The judgment convicted defendant, upon a jury verdict, of robbery in the first degree, burglary in the first degree (two counts), criminal sexual act in the first degree (two counts), unlawful imprisonment in the first degree and petit larceny.

It is hereby ORDERED that the judgment so appealed from is unanimously affirmed.

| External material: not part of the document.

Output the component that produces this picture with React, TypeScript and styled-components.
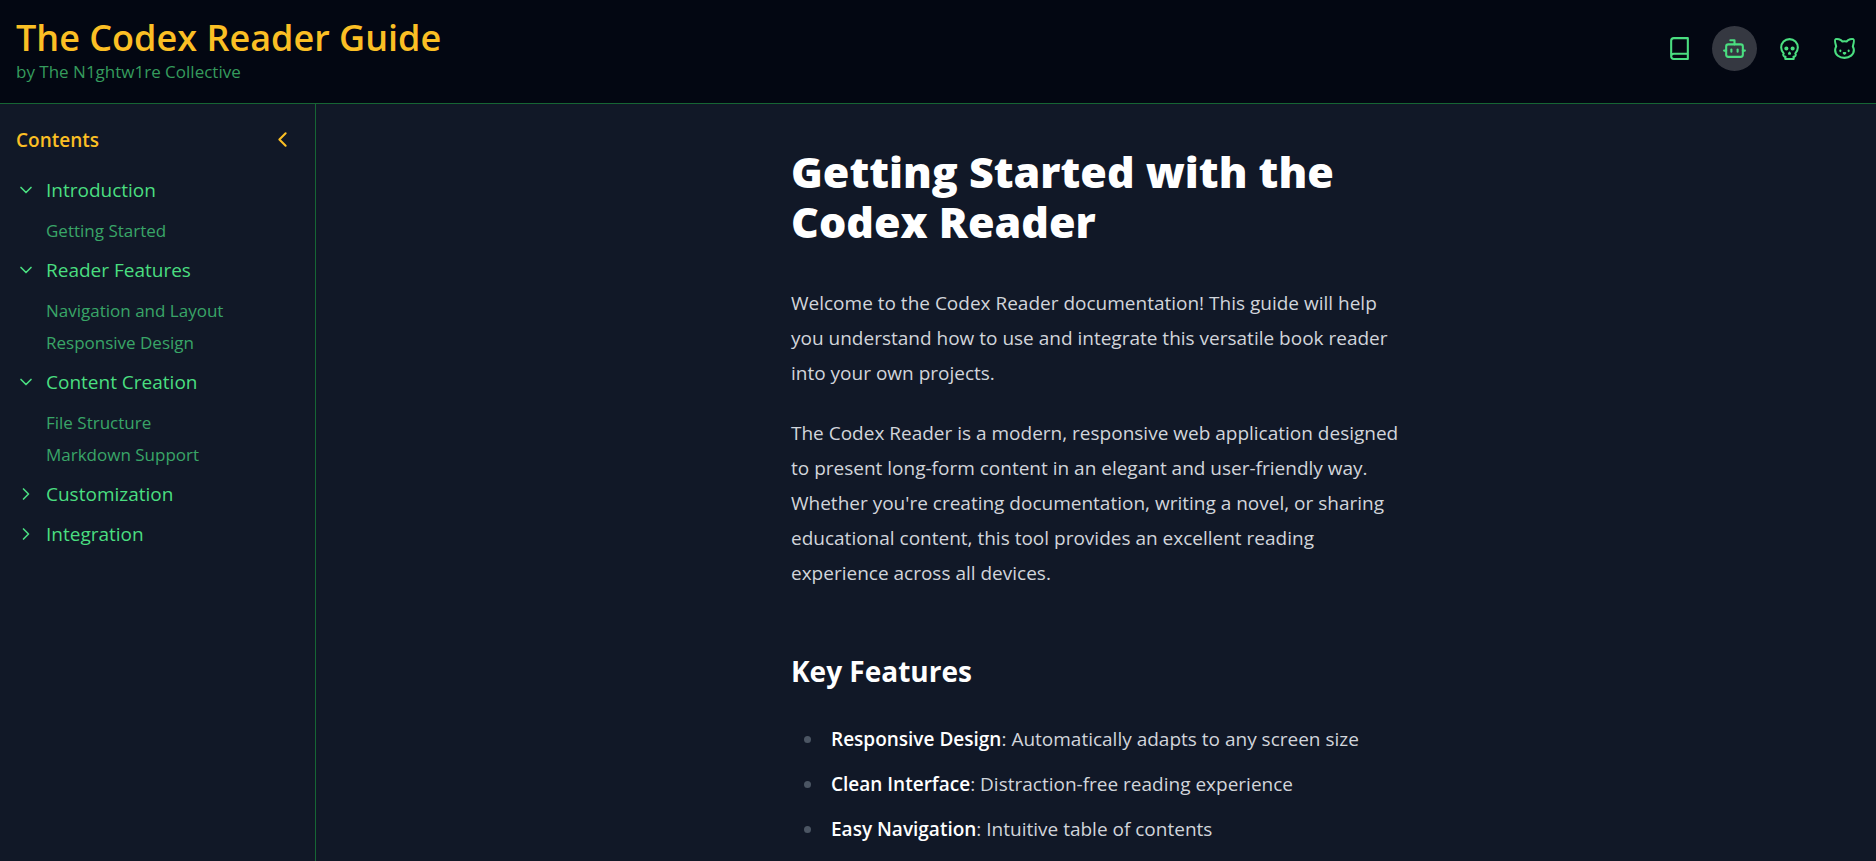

Memorandum: Defendant appeals from a judgment convicting him upon a jury verdict of, inter alia, two counts each of burglary in the first degree (Penal Law § 140.30 [3]) and criminal sexual act in the first degree (§ 130.50 [1]). As the People correctly concede, County Court erred in permitting a police investigator to testify that defendant refused to answer certain questions and that the interview was thereafter terminated. That testimony implied that defendant had stopped answering the investigator's questions and had invoked his right to remain silent. "Neither a defendant's silence [nor his or her] invocation of the right against self-incrimination during police interrogation can be used against him [or her] on the People's direct case" (People v Whitley, 78 AD3d 1084, 1085). We nevertheless conclude, "in light of the evidence presented, . . . that any such error[ is] harmless beyond a reasonable doubt' inasmuch as there is no reasonable possibility that the error[] might have contributed to defendant's conviction' " (People v Murphy, 79 AD3d 1451, 1453, lv denied 16 NY3d 862, quoting People v Crimmins, 36 NY2d 230, 237; see People v Kithcart, 85 AD3d 1558, 1559-1560, lv denied 17 NY3d 818).

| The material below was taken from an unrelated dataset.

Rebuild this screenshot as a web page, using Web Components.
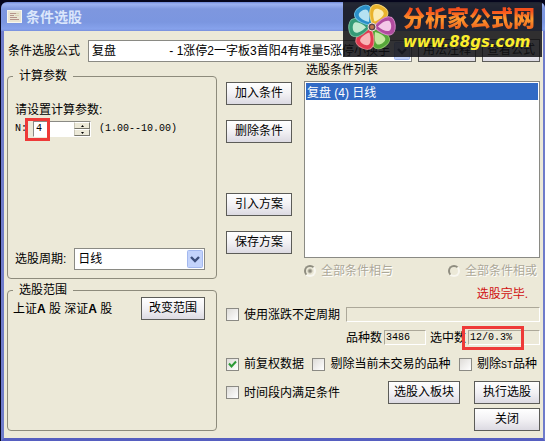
<!DOCTYPE html>
<html lang="zh-CN">
<head>
<meta charset="utf-8">
<title>条件选股</title>
<style>
html {
  background: #05051c;
}
body {
  margin: 0;
  font: 12px/14px "Liberation Sans", "Noto Sans CJK SC", sans-serif;
  color: #000;
}
</style>
</head>
<body>
<stock-picker></stock-picker>

<script>
// every element is a template string put in an open shadow root
class BaseElement extends HTMLElement {
  constructor() {
    super();
    const template = document.createElement('template');
    template.innerHTML = this.constructor.html;
    this.attachShadow({ mode: 'open' });
    this.shadowRoot.appendChild(template.content.cloneNode(true));
  }
}

class XpWindow extends BaseElement {
  static html = `
<style>
:host {
  display: flex;
  flex-direction: column;
  box-sizing: border-box;
  min-height: 100vh;
  padding: 2px 0 0 1px;
  position: relative;
}
header {
  display: flex;
  align-items: center;
  gap: 4px;
  height: 29px;
  padding-left: 6px;
  border-radius: 6px 6px 0 0;
  background: linear-gradient(#6d86d4, #9db2f0 2px, #7e97df 7px, #7b96e0 20px, #86a2ec 27px, #7a90dc);
}
svg {
  width: 15px;
  height: 13px;
}
h1 {
  margin: 0;
  font-size: 14px;
  line-height: 16px;
  color: #dbe6fb;
}
main {
  flex: 1;
  padding: 8px 3px 6px;
  background: #ece9d8;
  border: solid #6f7ccb;
  border-width: 0 2px 3px 3px;
  border-bottom-color: #565fc0;
}
</style>
<header>
  <svg viewBox="0 0 15 13">
    <rect x=".5" y=".5" width="14" height="12" fill="#e9e4d2" stroke="#f7f6ee"/>
    <path d="M3 3.5h6M3 5.5h4M3 7.5h7M3 9.5h9" stroke="#b5938a"/>
    <path d="M9 3.5h3M8 5.5h4" stroke="#d8d4b4"/>
  </svg>
  <h1><slot name="title"></slot></h1>
</header>
<main><slot></slot></main>
<slot name="overlay"></slot>
`;
}

class XpButton extends BaseElement {
  static html = `
<style>
:host {
  display: block;
}
button {
  display: block;
  width: 100%;
  height: 23px;
  padding: 0 0 2px;
  font: inherit;
  color: #000;
  white-space: nowrap;
  border: 1px solid #5c5c58;
  border-radius: 0;
  background: linear-gradient(#fff, #f2f1f4 50%, #dcdae2);
}
</style>
<button type="button"><slot></slot></button>
`;
}

class XpGroup extends BaseElement {
  static html = `
<style>
:host {
  display: block;
}
fieldset {
  box-sizing: border-box;
  height: 100%;
  min-width: 0;
  margin: 0;
  padding: 0 11px 7px 5px;
  border: 1px solid #8d8b7c;
  border-radius: 4px;
}
legend {
  margin-left: 0;
  padding: 0 6px;
}
</style>
<fieldset>
  <legend><slot name="legend"></slot></legend>
  <slot></slot>
</fieldset>
`;
}

class XpCombo extends BaseElement {
  static html = `
<style>
:host {
  display: flex;
  align-items: center;
  gap: 8px;
}
label {
  white-space: nowrap;
}
.box {
  flex: 1;
  display: grid;
  min-width: 0;
}
select, svg {
  grid-area: 1 / 1;
}
select {
  appearance: none;
  width: 100%;
  height: 22px;
  padding: 0 20px 0 3px;
  font: inherit;
  color: #000;
  background: #fff;
  border: 1px solid #8a8a84;
  border-radius: 0;
}
svg {
  justify-self: end;
  align-self: center;
  width: 16px;
  height: 18px;
  margin-right: 2px;
  pointer-events: none;
}
</style>
<label for="choice"></label>
<div class="box">
  <select id="choice"><option></option></select>
  <svg viewBox="0 0 16 18">
    <rect x=".5" y=".5" width="15" height="17" rx="1" fill="#c3d3fb" stroke="#a3b8ee"/>
    <path d="M4 7l4 4 4-4" fill="none" stroke="#3d4f7c" stroke-width="2.4"/>
  </svg>
</div>
`;
  connectedCallback() {
    this.shadowRoot.querySelector('label').textContent = this.getAttribute('label');
    this.shadowRoot.querySelector('option').textContent = this.getAttribute('value');
  }
}

class XpSpin extends BaseElement {
  static html = `
<style>
:host {
  display: flex;
  align-items: center;
  font: 10px/14px "Liberation Mono", monospace;
}
label {
  width: 18px;
}
.box {
  position: relative;
  display: flex;
  align-items: center;
  width: 58px;
  height: 16px;
  box-sizing: border-box;
  border: 1px solid #8a8a84;
  border-color: #8a8a84 #fff #fff #8a8a84;
}
input {
  appearance: textfield;
  flex: 1;
  box-sizing: border-box;
  min-width: 0;
  height: 14px;
  padding: 0 2px;
  font: inherit;
  border: 0;
  background: #fff;
}
input::-webkit-inner-spin-button {
  appearance: none;
}
.arrows {
  display: grid;
  width: 16px;
}
.arrows button {
  display: grid;
  place-items: center;
  height: 7px;
  padding: 0;
  border: 1px solid;
  border-color: #fff #77766c #77766c #c8c5b6;
  background: #ece9d8;
}
svg {
  width: 3px;
  height: 2px;
}
.range {
  margin-left: 8px;
}
</style>
<label for="value"></label>
<div class="box">
  <input id="value" type="number">
  <div class="arrows">
    <button type="button" aria-label="增加"><svg viewBox="0 0 3 2"><path d="M0 2L1.500 0 3 2z"/></svg></button>
    <button type="button" aria-label="减少"><svg viewBox="0 0 3 2"><path d="M0 0L1.500 2 3 0z"/></svg></button>
  </div>
  <slot name="mark"></slot>
</div>
<span class="range"><slot></slot></span>
`;
  connectedCallback() {
    this.shadowRoot.querySelector('label').textContent = this.getAttribute('label');
    this.shadowRoot.querySelector('input').value = this.getAttribute('value');
  }
}

class XpCheck extends BaseElement {
  static html = `
<style>
:host {
  display: block;
}
label {
  display: flex;
  align-items: center;
  gap: 5px;
  height: 14px;
  white-space: nowrap;
}
.box {
  display: grid;
}
input, svg {
  grid-area: 1 / 1;
  width: 13px;
  height: 13px;
  margin: 0;
}
input {
  appearance: none;
  border: 1px solid #8b8a84;
  box-sizing: border-box;
  background: linear-gradient(135deg, #dedcd8, #fff);
}
svg {
  display: none;
  pointer-events: none;
}
input:checked + svg {
  display: block;
}
</style>
<label>
  <span class="box">
    <input type="checkbox">
    <svg viewBox="0 0 13 13"><path d="M3 5.500l2.500 3 4.500-5" fill="none" stroke="#2c9a35" stroke-width="2"/></svg>
  </span>
  <span><slot></slot></span>
</label>
`;
  connectedCallback() {
    this.shadowRoot.querySelector('input').checked = this.hasAttribute('checked');
  }
}

class XpRadio extends BaseElement {
  static html = `
<style>
:host {
  display: block;
}
label {
  display: flex;
  align-items: center;
  gap: 5px;
  color: #aca899;
  text-shadow: 1px 1px #fff;
  white-space: nowrap;
}
input {
  appearance: none;
  box-sizing: border-box;
  width: 12px;
  height: 12px;
  margin: 0;
  border: 2px solid;
  border-color: #8f8d80 #f8f7f0 #f8f7f0 #8f8d80;
  border-radius: 50%;
}
input:checked {
  background: radial-gradient(circle, #8f8d80 1px, transparent 3px);
}
</style>
<label><input type="radio" name="logic" disabled><span><slot></slot></span></label>
`;
  connectedCallback() {
    this.shadowRoot.querySelector('input').checked = this.hasAttribute('checked');
  }
}

class XpField extends BaseElement {
  static html = `
<style>
:host {
  display: flex;
  align-items: center;
  gap: 2px;
}
label {
  white-space: nowrap;
}
label:empty {
  display: none;
}
.box {
  position: relative;
  flex: 1;
  display: flex;
}
input {
  box-sizing: border-box;
  width: 100%;
  min-width: 0;
  height: 15px;
  padding: 0 1px;
  font: 10px/13px "Liberation Mono", monospace;
  color: #000;
  background: #ece9d8;
  border: 1px solid;
  border-color: #aca899 #fff #fff #aca899;
}
</style>
<label for="value"></label>
<div class="box"><input id="value" readonly><slot name="mark"></slot></div>
`;
  connectedCallback() {
    const input = this.shadowRoot.querySelector('input');
    this.shadowRoot.querySelector('label').textContent = this.getAttribute('label') || '';
    input.value = this.getAttribute('value') || '';
    if (!this.getAttribute('label')) {
      input.setAttribute('aria-label', this.getAttribute('hint') || '');
    }
  }
}

class XpList extends BaseElement {
  static html = `
<style>
:host {
  display: flex;
  flex-direction: column;
  gap: 4px;
}
label {
  line-height: 13px;
  padding-left: 2px;
}
select {
  flex: 1;
  box-sizing: border-box;
  width: 100%;
  min-height: 177px;
  padding: 1px;
  font: inherit;
  background: #fff;
  border: 1px solid #8a8a84;
  border-radius: 0;
  outline: 0;
  overflow: hidden;
}
option {
  min-height: 16px;
  padding: 0 1px;
}
option:checked {
  color: #fff;
  background: #316ac5 linear-gradient(#316ac5, #316ac5);
}
</style>
<label for="list"><slot></slot></label>
<select id="list" size="10"><option selected></option></select>
`;
  connectedCallback() {
    this.shadowRoot.querySelector('option').textContent = this.getAttribute('value');
  }
}

// red frame laid over a value
class RedMark extends BaseElement {
  static html = `
<style>
:host {
  position: absolute;
  inset: -4px auto -5px var(--mark-left, -6px);
  width: var(--mark-width, 62px);
  box-sizing: border-box;
  border: 3px solid #ee3a38;
  pointer-events: none;
}
</style>
`;
}

class SiteBadge extends BaseElement {
  static html = `
<style>
:host {
  position: absolute;
  top: 2px;
  right: 3px;
  display: flex;
  align-items: center;
  box-sizing: border-box;
  width: 199px;
  height: 55px;
  background: rgba(16, 16, 20, .86);
}
svg {
  width: 56px;
  height: 55px;
  flex: none;
}
.text {
  display: grid;
  gap: 1px;
  padding: 0 0 2px 4px;
}
.name {
  font-size: 22px;
  font-weight: 900;
  line-height: 26px;
  color: transparent;
  background: linear-gradient(#f5501c 20%, #ff9a2e 50%, #f06a20 80%);
  background-clip: text;
  -webkit-background-clip: text;
}
a {
  font: italic bold 15px/18px "DejaVu Sans", sans-serif;
  color: #fbee2c;
  text-decoration: none;
}
</style>
<svg viewBox="0 0 56 55">
  <defs>
    <path id="petal" d="M0-2C-5-6-10-13-9-18C-8-25 8-25 9-18C10-13 5-6 0-2z"/>
    <path id="shine" d="M0-6C-3-9-6-14-5-17C-4-20 4-20 5-17C6-14 3-9 0-6z"/>
  </defs>
  <g transform="translate(29 25)">
    <g transform="rotate(148)"><use href="#petal" fill="#56a83a" stroke="#8fc76a"/><use href="#shine" fill="#c5e8a0"/></g>
    <g transform="rotate(206)"><use href="#petal" fill="#e23a50" stroke="#f08a92"/><use href="#shine" fill="#f9b5b8"/></g>
    <g transform="rotate(268)"><use href="#petal" fill="#369b77" stroke="#7cc4a2"/><use href="#shine" fill="#c3ead0"/></g>
    <g transform="rotate(-32)"><use href="#petal" fill="#2b8fc8" stroke="#6fbfdf"/><use href="#shine" fill="#b5e2f2"/></g>
    <g transform="rotate(25)"><use href="#petal" fill="#e9b32c" stroke="#f3d272"/><use href="#shine" fill="#fbecb4"/></g>
    <g transform="rotate(86)"><use href="#petal" fill="#b04b9f" stroke="#d58cc6"/><use href="#shine" fill="#f4c8e8"/></g>
    <circle r="4" fill="#5c474c" stroke="#e9ddd5"/>
    <circle r="2" fill="#c2734c"/>
  </g>
</svg>
<div class="text">
  <span class="name">分析家公式网</span>
  <a href="#">www.88gs.com</a>
</div>
`;
}

class StockPicker extends BaseElement {
  static html = `
<style>
:host {
  display: block;
}
.row {
  display: flex;
  align-items: center;
}
.formula {
  gap: 6px;
  padding-left: 1px;
}
.formula xp-combo {
  flex: 1;
}
.formula xp-button {
  width: 58px;
}
.columns {
  display: grid;
  grid-template-columns: 210px 1fr;
  gap: 9px;
  margin-top: 2px;
}
.left {
  display: grid;
  grid-template-rows: auto 1fr;
  gap: 4px;
  padding-top: 5px;
}
.params {
  display: grid;
  gap: 4px;
  padding: 20px 0 1px 2px;
}
.params xp-combo {
  margin-top: 107px;
}
.scope {
  justify-content: space-between;
}
.scope xp-button {
  width: 64px;
}
.top {
  display: grid;
  grid-template-columns: 66px 1fr;
  gap: 6px 12px;
}
.actions {
  display: flex;
  flex-direction: column;
  gap: 15px;
  padding-top: 18px;
}
.actions xp-button:nth-child(3) {
  margin-top: 35px;
}
.radios {
  grid-column: 2;
  justify-content: space-between;
  padding-right: 3px;
}
.status {
  margin: 9px 12px 6px 0;
  text-align: right;
  color: #d01010;
}
.period {
  gap: 6px;
}
.period xp-field {
  flex: 1;
}
.counts {
  display: grid;
  grid-template-columns: 80px 110px;
  justify-content: end;
  gap: 4px;
  margin-top: 8px;
}
.checks {
  justify-content: space-between;
  margin: 12px 3px 10px 0;
}
.half {
  font: 10px/10px "Liberation Mono", monospace;
}
.run {
  display: grid;
  grid-template-columns: 1fr 72px 66px;
  align-items: center;
  gap: 4px 14px;
}
.run xp-button:last-child {
  grid-column: 3;
}
</style>
<xp-window>
  <span slot="title">条件选股</span>
  <div class="row formula">
    <xp-combo label="条件选股公式" value="复盘&nbsp;&nbsp;&nbsp;&nbsp;&nbsp;&nbsp;&nbsp;&nbsp;&nbsp;&nbsp;&nbsp;&nbsp;&nbsp;&nbsp;&nbsp;&nbsp;- 1涨停2一字板3首阳4有堆量5涨停小换手"></xp-combo>
    <xp-button>用法注释</xp-button>
    <xp-button>查看公式</xp-button>
  </div>
  <div class="columns">
    <div class="left">
      <xp-group>
        <span slot="legend">计算参数</span>
        <div class="params">
          <div>请设置计算参数:</div>
          <xp-spin label="N:" value="4">
            <red-mark slot="mark" style="--mark-width: 25px; --mark-left: -9px"></red-mark>(1.00--10.00)
          </xp-spin>
          <xp-combo label="选股周期:" value="日线"></xp-combo>
        </div>
      </xp-group>
      <xp-group>
        <span slot="legend">选股范围</span>
        <div class="row scope">
          <span>上证<b>A</b> 股 深证<b>A</b> 股</span>
          <xp-button>改变范围</xp-button>
        </div>
      </xp-group>
    </div>
    <div class="right">
      <div class="top">
        <div class="actions">
          <xp-button>加入条件</xp-button>
          <xp-button>删除条件</xp-button>
          <xp-button>引入方案</xp-button>
          <xp-button>保存方案</xp-button>
        </div>
        <xp-list value="复盘 (4) 日线">选股条件列表</xp-list>
        <div class="row radios">
          <xp-radio checked>全部条件相与</xp-radio>
          <xp-radio>全部条件相或</xp-radio>
        </div>
      </div>
      <div class="status">选股完毕.</div>
      <div class="row period">
        <xp-check>使用涨跌不定周期</xp-check>
        <xp-field hint="周期"></xp-field>
      </div>
      <div class="counts">
        <xp-field label="品种数" value="3486"></xp-field>
        <xp-field label="选中数" value="12/0.3%"><red-mark slot="mark"></red-mark></xp-field>
      </div>
      <div class="row checks">
        <xp-check checked>前复权数据</xp-check>
        <xp-check>剔除当前未交易的品种</xp-check>
        <xp-check>剔除<span class="half">ST</span>品种</xp-check>
      </div>
      <div class="run">
        <xp-check>时间段内满足条件</xp-check>
        <xp-button>选股入板块</xp-button>
        <xp-button>执行选股</xp-button>
        <xp-button>关闭</xp-button>
      </div>
    </div>
  </div>
  <site-badge slot="overlay"></site-badge>
</xp-window>
`;
}

customElements.define('xp-window', XpWindow);
customElements.define('xp-button', XpButton);
customElements.define('xp-group', XpGroup);
customElements.define('xp-combo', XpCombo);
customElements.define('xp-spin', XpSpin);
customElements.define('xp-check', XpCheck);
customElements.define('xp-radio', XpRadio);
customElements.define('xp-field', XpField);
customElements.define('xp-list', XpList);
customElements.define('red-mark', RedMark);
customElements.define('site-badge', SiteBadge);
customElements.define('stock-picker', StockPicker);
</script>
</body>
</html>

"[D]efendant's contentions that the testimony of a [police] detective recounting the description of the perpetrator given by a witness constituted improper bolstering and inadmissible hearsay . . . are unpreserved for [our] review[ because] the defendant did not object to the testimony on those grounds" (People v Walker, 70 AD3d 870, 871, lv denied 14 NY3d 894; see People v Everson, 100 NY2d 609, 610; People v Tevaha, 84 NY2d 879, 880-881). In any event, that contention is without merit. The People were entitled "to provide background information [concerning] how and why the police pursued and confronted defendant" (People v Tosca, 98 NY2d 660, 661).

Contrary to defendant's further contention, the court properly concluded that the showup identification procedure was not unduly suggestive. Showup identification procedures are permitted where, as here, they are "reasonable under the circumstances--that is, when conducted in close geographic and temporal proximity to the crime--and the procedure used was not unduly suggestive" (People v Brisco, 99 NY2d 596, 597). "Here, the showup identification procedure took place at the scene of the crime, within 90 minutes of the commission of the crime and in the course of a continuous, ongoing investigation" (People v Woodard, 83 AD3d 1440, 1441, lv denied 17 NY3d 803; see People v Harris, 57 AD3d 1427, 1428, lv denied 12 NY3d 817).

We have considered defendant's remaining contentions and conclude that they are without merit.